PCCI’s Vulnerability Index identifies at-risk communities by examining multiple factors like comorbidity rates, areas densely populated with people over the age of 65, and social challenges. To identify a vulnerability index value, PCCI combines these factors with dynamic mobility rates and confirmed COVID-19 cases to scale the index value to its peak value in July 2020.

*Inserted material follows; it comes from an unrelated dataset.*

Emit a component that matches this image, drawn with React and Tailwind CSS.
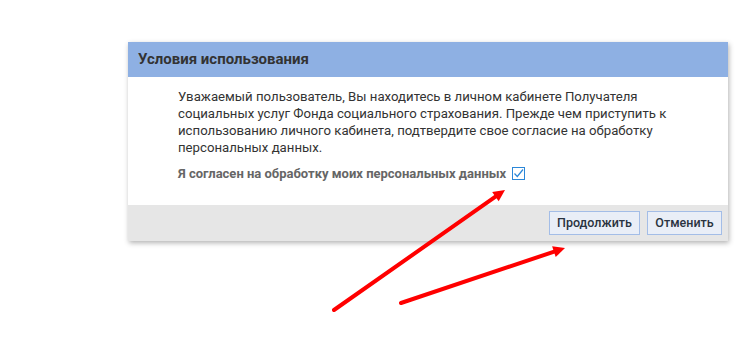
import React from 'react';

function Arrow({ x1, y1, x2, y2 }) {
  // arrow head at (x2, y2)
  const ang = Math.atan2(y2 - y1, x2 - x1);
  const len = 13;
  const spread = 0.45;
  const ax = x2 - len * Math.cos(ang - spread);
  const ay = y2 - len * Math.sin(ang - spread);
  const bx = x2 - len * Math.cos(ang + spread);
  const by = y2 - len * Math.sin(ang + spread);
  const ex = x2 - 9 * Math.cos(ang);
  const ey = y2 - 9 * Math.sin(ang);
  return (
    <g>
      <line x1={x1} y1={y1} x2={ex} y2={ey} stroke="#ff0000" strokeWidth="4" strokeLinecap="round" />
      <polygon points={`${x2},${y2} ${ax},${ay} ${bx},${by}`} fill="#ff0000" />
    </g>
  );
}

export default function App() {
  return (
    <div className="relative w-[739px] h-[358px] bg-white overflow-hidden font-['Roboto',_'Liberation_Sans',_sans-serif]">
      <div className="ml-[128px] mt-[42px] w-[600px] bg-white shadow-[1px_2px_5px_rgba(0,0,0,0.3)]">
        <div className="h-[35px] bg-[#8eb0e3] flex items-center pl-[10px]">
          <h2 className="text-[15px] font-bold text-[#333]">Условия использования</h2>
        </div>
        <div className="pl-[50px] pr-[48px] pt-[11px] pb-[23px]">
          <p className="text-[13.2px] leading-[17px] text-[#333]">
            Уважаемый пользователь, Вы находитесь в личном кабинете Получателя социальных услуг Фонда социального страхования. Прежде чем приступить к использованию личного кабинета, подтвердите свое согласие на обработку персональных данных.
          </p>
          <label className="mt-[9px] flex items-center gap-[6px] text-[13px] leading-[17px] font-bold text-[#666]">
            Я согласен на обработку моих персональных данных
            <span className="w-[13px] h-[13px] border border-[#2b87d8] flex items-center justify-center">
              <svg width="11" height="11" viewBox="0 0 11 11">
                <path d="M1.5 5.5 L4.3 8.5 L10 1.5" fill="none" stroke="#2b87d8" strokeWidth="1.2" />
              </svg>
            </span>
          </label>
        </div>
        <div className="h-[36px] bg-[#e6e6e6] flex items-center justify-end gap-[7px] pr-[6px]">
          <button className="h-[24px] w-[91px] bg-[#e9eef7] border border-[#a3bde7] text-[12.5px] font-medium text-[#2a3340]">Продолжить</button>
          <button className="h-[24px] w-[75px] bg-[#e9eef7] border border-[#a3bde7] text-[12.5px] font-medium text-[#2a3340]">Отменить</button>
        </div>
      </div>
      <svg className="absolute left-0 top-0" width="739" height="358">
        <Arrow x1={334} y1={310} x2={505} y2={190} />
        <Arrow x1={401} y1={303} x2={565} y2={248} />
      </svg>
    </div>
  );
}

The drop is attributed to a 10% increase in vaccinations and a 37% decrease in active COVID-19 cases. The increase in vaccinations has caused many vulnerable zip codes to decrease their Vulnerability Index rating. Most notably, zip code 75243, which was ranked the most vulnerable on the Index, decreased their rating by 61% since April. Other vulnerable zip codes on the Index, while still ranked high, have seen improvement: zip code 75211, which encompasses Cockrell Hill and Oak Cliff, has decreased its rating from 196.9 in January to 9.63 in May.
“Thanks to the vaccination programs implemented throughout Dallas County, we continue to see progress in our fight against COVID-19,” said PCCI’s Executive-In-Residence Thomas Roderick, Ph.D. “Our latest Vulnerability Index report is the most positive yet, with new cases slowing and modest, but important participation in the vaccination program continuing. This progress is a credit to the outstanding efforts of our public health leaders and residents devoted to crushing COVID-19.”
The uptick in vaccinations and decrease in active cases has helped Dallas County inch closer to its herd immunity goal of 80%. At the end of May, Dallas County was at 75.5% herd immunity.
“Without question, vaccinations are the key to Dallas County reaching herd immunity,” said PCCI’s vice president of clinical information, George “Holt” Oliver, MD. “Vaccinations have been the primary reason we’ve seen a reduction in risk and why we are in sight of reaching the herd immunity threshold. The vaccinations for adults and children over 12 years old are effective, easily obtained, and quickly administered. We should all do our part to get vaccinated and encourage others to do the same. That is the way we will crush COVID.”
In other news:
- A new COVID-19 vaccine could be available this summer, called a protein subunit vaccine. What makes this vaccine different from others is that it contains purified pieces of COVID-19. The vaccine will likely come from biotech company Novavax.
- The SMU Dedman School of Law’s COVID-19 Legal Helpline was the recipient of the 2021 State Bar of Texas’ W. Frank Newton Award for their dedication to providing legal services related to COVID-19 for low-income North Texans. Legal assistance included matters such as housing, immigration, and consumer protection. 57 students manned the helpline and took in about 2,400 calls.